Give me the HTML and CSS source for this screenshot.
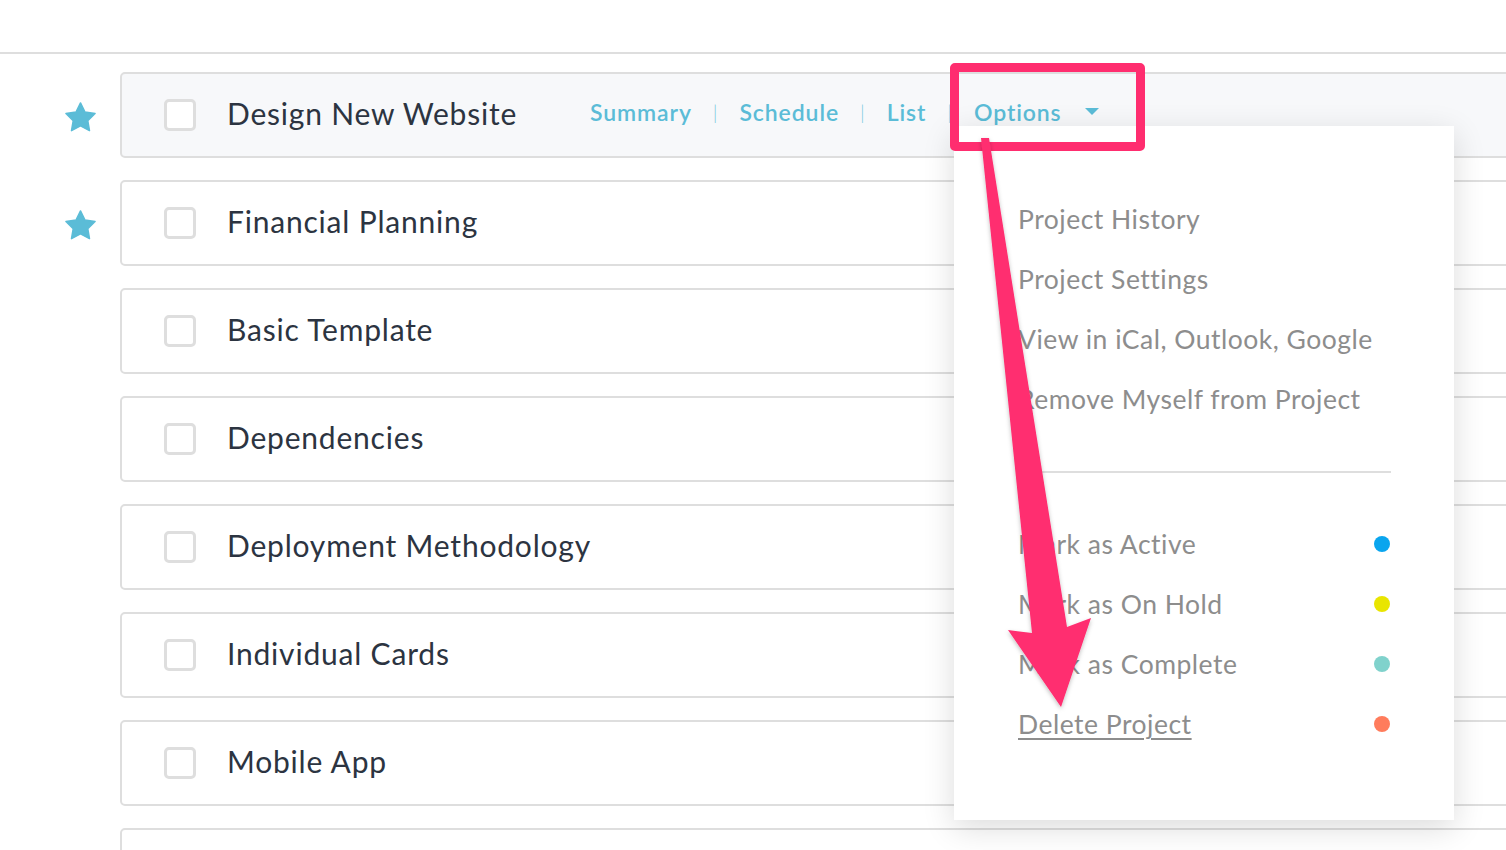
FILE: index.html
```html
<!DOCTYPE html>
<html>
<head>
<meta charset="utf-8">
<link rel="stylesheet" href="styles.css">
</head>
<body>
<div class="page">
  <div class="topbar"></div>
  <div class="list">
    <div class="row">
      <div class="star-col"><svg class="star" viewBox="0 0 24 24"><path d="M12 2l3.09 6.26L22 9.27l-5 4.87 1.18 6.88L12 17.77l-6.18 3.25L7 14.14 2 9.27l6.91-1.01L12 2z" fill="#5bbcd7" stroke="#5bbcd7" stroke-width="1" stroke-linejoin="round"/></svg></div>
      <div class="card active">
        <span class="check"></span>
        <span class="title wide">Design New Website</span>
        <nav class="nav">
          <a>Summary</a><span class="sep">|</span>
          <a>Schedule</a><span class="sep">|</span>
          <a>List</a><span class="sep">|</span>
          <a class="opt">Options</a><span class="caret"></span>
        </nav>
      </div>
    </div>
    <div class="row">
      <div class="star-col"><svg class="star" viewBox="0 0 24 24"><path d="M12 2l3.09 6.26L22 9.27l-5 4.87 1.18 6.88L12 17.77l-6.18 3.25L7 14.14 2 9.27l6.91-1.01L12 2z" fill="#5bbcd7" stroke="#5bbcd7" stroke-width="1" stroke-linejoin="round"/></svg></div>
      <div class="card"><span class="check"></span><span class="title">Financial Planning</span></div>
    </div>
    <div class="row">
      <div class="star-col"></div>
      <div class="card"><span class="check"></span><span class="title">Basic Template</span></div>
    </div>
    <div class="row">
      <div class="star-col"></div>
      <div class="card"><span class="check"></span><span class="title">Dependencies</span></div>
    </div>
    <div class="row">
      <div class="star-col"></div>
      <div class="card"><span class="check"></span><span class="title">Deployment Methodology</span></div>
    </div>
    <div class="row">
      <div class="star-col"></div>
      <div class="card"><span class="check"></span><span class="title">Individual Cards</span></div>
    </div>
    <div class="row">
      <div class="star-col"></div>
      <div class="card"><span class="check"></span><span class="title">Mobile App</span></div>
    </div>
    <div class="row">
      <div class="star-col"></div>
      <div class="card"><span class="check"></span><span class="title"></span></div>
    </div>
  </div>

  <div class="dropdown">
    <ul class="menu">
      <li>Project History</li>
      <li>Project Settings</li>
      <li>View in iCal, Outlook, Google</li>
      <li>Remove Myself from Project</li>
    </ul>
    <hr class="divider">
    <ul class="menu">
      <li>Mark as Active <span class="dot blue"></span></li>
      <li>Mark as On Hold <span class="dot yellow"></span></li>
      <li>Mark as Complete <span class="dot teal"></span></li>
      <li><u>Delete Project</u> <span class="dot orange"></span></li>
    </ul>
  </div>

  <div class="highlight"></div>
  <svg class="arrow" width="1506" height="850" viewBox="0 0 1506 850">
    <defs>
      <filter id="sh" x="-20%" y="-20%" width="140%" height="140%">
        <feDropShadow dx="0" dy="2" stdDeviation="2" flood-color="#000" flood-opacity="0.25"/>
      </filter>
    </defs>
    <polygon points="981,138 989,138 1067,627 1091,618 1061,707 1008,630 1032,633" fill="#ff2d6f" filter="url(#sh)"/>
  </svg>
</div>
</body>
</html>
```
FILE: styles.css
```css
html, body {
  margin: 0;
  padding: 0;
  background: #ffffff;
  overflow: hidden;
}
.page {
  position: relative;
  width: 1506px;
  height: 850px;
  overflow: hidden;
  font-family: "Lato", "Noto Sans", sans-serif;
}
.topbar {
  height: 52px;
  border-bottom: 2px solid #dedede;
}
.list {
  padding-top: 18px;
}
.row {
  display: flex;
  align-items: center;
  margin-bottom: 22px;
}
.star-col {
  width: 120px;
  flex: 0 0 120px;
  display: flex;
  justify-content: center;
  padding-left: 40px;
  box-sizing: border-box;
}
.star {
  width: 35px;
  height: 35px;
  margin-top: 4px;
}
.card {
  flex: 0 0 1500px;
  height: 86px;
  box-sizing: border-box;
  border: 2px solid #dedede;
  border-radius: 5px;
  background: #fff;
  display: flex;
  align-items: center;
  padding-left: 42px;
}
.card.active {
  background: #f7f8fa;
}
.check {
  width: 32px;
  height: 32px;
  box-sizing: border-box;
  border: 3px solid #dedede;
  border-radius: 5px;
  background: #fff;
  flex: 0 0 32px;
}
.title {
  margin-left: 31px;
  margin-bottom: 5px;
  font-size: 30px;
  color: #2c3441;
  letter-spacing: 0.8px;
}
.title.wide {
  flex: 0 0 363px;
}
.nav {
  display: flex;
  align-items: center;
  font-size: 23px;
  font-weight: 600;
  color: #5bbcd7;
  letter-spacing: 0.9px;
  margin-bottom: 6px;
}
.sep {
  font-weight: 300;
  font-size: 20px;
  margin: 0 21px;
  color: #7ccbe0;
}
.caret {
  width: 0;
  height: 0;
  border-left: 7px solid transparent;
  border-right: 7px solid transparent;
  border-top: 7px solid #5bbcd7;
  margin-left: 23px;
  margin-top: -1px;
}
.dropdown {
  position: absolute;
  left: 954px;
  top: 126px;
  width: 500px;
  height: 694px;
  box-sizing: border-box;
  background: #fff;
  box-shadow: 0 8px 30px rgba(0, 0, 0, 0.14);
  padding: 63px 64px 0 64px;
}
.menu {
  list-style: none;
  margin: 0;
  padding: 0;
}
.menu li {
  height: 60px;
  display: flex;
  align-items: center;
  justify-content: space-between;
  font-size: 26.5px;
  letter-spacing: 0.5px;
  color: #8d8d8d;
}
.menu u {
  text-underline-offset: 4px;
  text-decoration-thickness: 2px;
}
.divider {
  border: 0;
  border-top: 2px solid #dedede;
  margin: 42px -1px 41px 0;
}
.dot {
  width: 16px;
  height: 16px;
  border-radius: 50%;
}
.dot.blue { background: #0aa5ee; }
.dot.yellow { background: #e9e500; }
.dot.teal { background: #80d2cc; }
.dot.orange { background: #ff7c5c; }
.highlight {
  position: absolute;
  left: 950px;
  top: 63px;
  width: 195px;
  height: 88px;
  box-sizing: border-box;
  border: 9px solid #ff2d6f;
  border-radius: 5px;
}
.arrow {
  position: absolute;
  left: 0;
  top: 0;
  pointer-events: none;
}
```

---

* THE REQUEST *
Without including any picture, repeat the data exactly.

* ANSWER TO THIS TASK *
Give me the HTML and CSS source for this screenshot.
FILE: index.html
```html
<!DOCTYPE html>
<html>
<head>
<meta charset="utf-8">
<link rel="stylesheet" href="styles.css">
</head>
<body>
<div class="page">
  <div class="topbar"></div>
  <div class="list">
    <div class="row">
      <div class="star-col"><svg class="star" viewBox="0 0 24 24"><path d="M12 2l3.09 6.26L22 9.27l-5 4.87 1.18 6.88L12 17.77l-6.18 3.25L7 14.14 2 9.27l6.91-1.01L12 2z" fill="#5bbcd7" stroke="#5bbcd7" stroke-width="1" stroke-linejoin="round"/></svg></div>
      <div class="card active">
        <span class="check"></span>
        <span class="title wide">Design New Website</span>
        <nav class="nav">
          <a>Summary</a><span class="sep">|</span>
          <a>Schedule</a><span class="sep">|</span>
          <a>List</a><span class="sep">|</span>
          <a class="opt">Options</a><span class="caret"></span>
        </nav>
      </div>
    </div>
    <div class="row">
      <div class="star-col"><svg class="star" viewBox="0 0 24 24"><path d="M12 2l3.09 6.26L22 9.27l-5 4.87 1.18 6.88L12 17.77l-6.18 3.25L7 14.14 2 9.27l6.91-1.01L12 2z" fill="#5bbcd7" stroke="#5bbcd7" stroke-width="1" stroke-linejoin="round"/></svg></div>
      <div class="card"><span class="check"></span><span class="title">Financial Planning</span></div>
    </div>
    <div class="row">
      <div class="star-col"></div>
      <div class="card"><span class="check"></span><span class="title">Basic Template</span></div>
    </div>
    <div class="row">
      <div class="star-col"></div>
      <div class="card"><span class="check"></span><span class="title">Dependencies</span></div>
    </div>
    <div class="row">
      <div class="star-col"></div>
      <div class="card"><span class="check"></span><span class="title">Deployment Methodology</span></div>
    </div>
    <div class="row">
      <div class="star-col"></div>
      <div class="card"><span class="check"></span><span class="title">Individual Cards</span></div>
    </div>
    <div class="row">
      <div class="star-col"></div>
      <div class="card"><span class="check"></span><span class="title">Mobile App</span></div>
    </div>
    <div class="row">
      <div class="star-col"></div>
      <div class="card"><span class="check"></span><span class="title"></span></div>
    </div>
  </div>

  <div class="dropdown">
    <ul class="menu">
      <li>Project History</li>
      <li>Project Settings</li>
      <li>View in iCal, Outlook, Google</li>
      <li>Remove Myself from Project</li>
    </ul>
    <hr class="divider">
    <ul class="menu">
      <li>Mark as Active <span class="dot blue"></span></li>
      <li>Mark as On Hold <span class="dot yellow"></span></li>
      <li>Mark as Complete <span class="dot teal"></span></li>
      <li><u>Delete Project</u> <span class="dot orange"></span></li>
    </ul>
  </div>

  <div class="highlight"></div>
  <svg class="arrow" width="1506" height="850" viewBox="0 0 1506 850">
    <defs>
      <filter id="sh" x="-20%" y="-20%" width="140%" height="140%">
        <feDropShadow dx="0" dy="2" stdDeviation="2" flood-color="#000" flood-opacity="0.25"/>
      </filter>
    </defs>
    <polygon points="981,138 989,138 1067,627 1091,618 1061,707 1008,630 1032,633" fill="#ff2d6f" filter="url(#sh)"/>
  </svg>
</div>
</body>
</html>
```
FILE: styles.css
```css
html, body {
  margin: 0;
  padding: 0;
  background: #ffffff;
  overflow: hidden;
}
.page {
  position: relative;
  width: 1506px;
  height: 850px;
  overflow: hidden;
  font-family: "Lato", "Noto Sans", sans-serif;
}
.topbar {
  height: 52px;
  border-bottom: 2px solid #dedede;
}
.list {
  padding-top: 18px;
}
.row {
  display: flex;
  align-items: center;
  margin-bottom: 22px;
}
.star-col {
  width: 120px;
  flex: 0 0 120px;
  display: flex;
  justify-content: center;
  padding-left: 40px;
  box-sizing: border-box;
}
.star {
  width: 35px;
  height: 35px;
  margin-top: 4px;
}
.card {
  flex: 0 0 1500px;
  height: 86px;
  box-sizing: border-box;
  border: 2px solid #dedede;
  border-radius: 5px;
  background: #fff;
  display: flex;
  align-items: center;
  padding-left: 42px;
}
.card.active {
  background: #f7f8fa;
}
.check {
  width: 32px;
  height: 32px;
  box-sizing: border-box;
  border: 3px solid #dedede;
  border-radius: 5px;
  background: #fff;
  flex: 0 0 32px;
}
.title {
  margin-left: 31px;
  margin-bottom: 5px;
  font-size: 30px;
  color: #2c3441;
  letter-spacing: 0.8px;
}
.title.wide {
  flex: 0 0 363px;
}
.nav {
  display: flex;
  align-items: center;
  font-size: 23px;
  font-weight: 600;
  color: #5bbcd7;
  letter-spacing: 0.9px;
  margin-bottom: 6px;
}
.sep {
  font-weight: 300;
  font-size: 20px;
  margin: 0 21px;
  color: #7ccbe0;
}
.caret {
  width: 0;
  height: 0;
  border-left: 7px solid transparent;
  border-right: 7px solid transparent;
  border-top: 7px solid #5bbcd7;
  margin-left: 23px;
  margin-top: -1px;
}
.dropdown {
  position: absolute;
  left: 954px;
  top: 126px;
  width: 500px;
  height: 694px;
  box-sizing: border-box;
  background: #fff;
  box-shadow: 0 8px 30px rgba(0, 0, 0, 0.14);
  padding: 63px 64px 0 64px;
}
.menu {
  list-style: none;
  margin: 0;
  padding: 0;
}
.menu li {
  height: 60px;
  display: flex;
  align-items: center;
  justify-content: space-between;
  font-size: 26.5px;
  letter-spacing: 0.5px;
  color: #8d8d8d;
}
.menu u {
  text-underline-offset: 4px;
  text-decoration-thickness: 2px;
}
.divider {
  border: 0;
  border-top: 2px solid #dedede;
  margin: 42px -1px 41px 0;
}
.dot {
  width: 16px;
  height: 16px;
  border-radius: 50%;
}
.dot.blue { background: #0aa5ee; }
.dot.yellow { background: #e9e500; }
.dot.teal { background: #80d2cc; }
.dot.orange { background: #ff7c5c; }
.highlight {
  position: absolute;
  left: 950px;
  top: 63px;
  width: 195px;
  height: 88px;
  box-sizing: border-box;
  border: 9px solid #ff2d6f;
  border-radius: 5px;
}
.arrow {
  position: absolute;
  left: 0;
  top: 0;
  pointer-events: none;
}
```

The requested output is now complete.